Following on from hearing all about the issues with working donkeys in Veracruz’s busy urban areas, the team took us out to meet two ladies who were the first to sign up for the new project in Veracruz (see earlier blog: Supporting donkeys in the modern world).
Firstly we met Maria, an elderly lady, and her nine-year-old donkey named Panchita; they have been a working partnership for the past seven years.
Maria’s grandparents worked oxen – this is how she knew that animals were good for working. Maria’s neighbour taught her how to drive a donkey and cart so that she could buy her own to earn a living.
Maria and Panchita go around the city and collect rubbish, cardboard, iron and bottles, which she sells for recycling. When she sells it, she buys food for her donkeys and herself, but she said that prices are very low at the moment. Maria only gets 3 pesos (15p) for every 1kg of bottles she collects, and less than 1 peso (5p) for 1kg cardboard. At the moment the price for iron is low and they are getting only 2 pesos (10p) for 1kg, so she is holding onto the iron until the price increases.

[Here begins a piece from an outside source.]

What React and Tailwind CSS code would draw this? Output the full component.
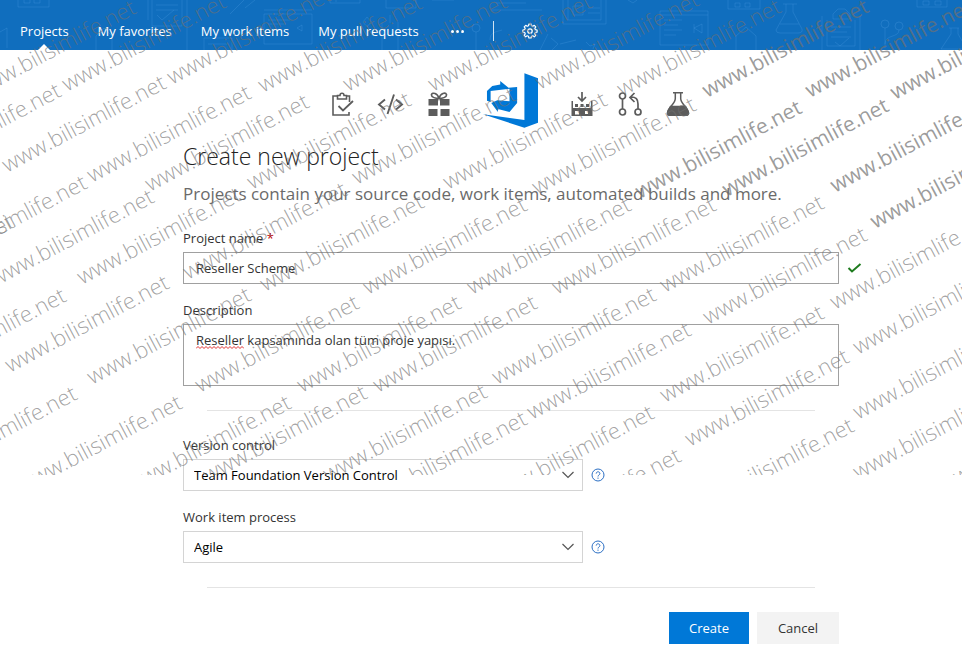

In order to earn enough money for food, Maria works six days a week from 6am to midday. She feeds the donkeys on corn, and in the afternoon she shares scraps of her own food with them. We were flabbergasted to see the amount of bottles she had to collect in order to earn just a few pennies. Her work is so labour intensive and she receives so little in return, it is a very hard way of life for an elderly lady.
One year ago Panchita sustained an injury to her leg whilst out working; Maria treated her with traditional medicine, which involved weaving a bracelet of donkey hair tied loosely around Panchita’s fetlock. So that Panchita could rest and recover, Maria bought another donkey called Muñeca (Doll), who is four years old. Muñeca cost 500 pesos (£25), which was a massive amount for Maria, but she told us that it was a small price to pay to ensure Panchita’s recovery. Now that Panchita has recovered, Maria alternates the donkeys every week so they are not over-worked.
Maria was really proud to tell us a story of when Panchita helped her neighbours in their hour of need. The neighbour’s child was very sick and needed to go to hospital, so they asked Maria if they could borrow Panchita to transport her, and she was happy to oblige. She explained to us that Panchita quickly took them to the hospital and knew to stop right outside the doors, and then waited patiently whilst the child was treated. Maria believes that this is because Panchita is a mother and she could feel the angst the family was experiencing.
We asked Maria about the new project in the city and she said that she is very happy about it, as she does not believe in people hitting their donkeys and she is hopeful that the project will teach better methods.
It was a pleasure to meet Maria, she showed great compassion towards her donkeys and clearly had a very strong bond with them. Every time she walked away both Panchita and Muñeca called out to her to come back.
For someone who has so little in life, Maria was a very positive and inspiring woman, always happy to help others and willing to adapt to the new changes the government are implementing.
We waved goodbye to Maria and went to meet Argimira and her donkey Panfilo. Panfilo is 25 years old and has been owned by Argimira for the past 12 years. She bought him when her children were young and she needed to provide for them. She earns money by collecting soda cans for recycling. We asked Argimira how she felt about her donkey and she replied: “He is like my husband – I love him, he carries my stuff, he is loyal and he does not have another woman!”
Argimira took us down to the river where Panfilo was having a break from his morning’s work. She believes the project is a positive step as people can ask for help and advice and she also gets to meet lots of other donkey owners.
These two women were the first people to sign up to the new scheme and for us it was incredible to see the impact that the DS-UNAM programme is having – not only on the welfare of donkeys, but also the help and support it provides for their owners and the local communities. As well as offering support and advice, we are bringing people together and paving the way for a brighter future.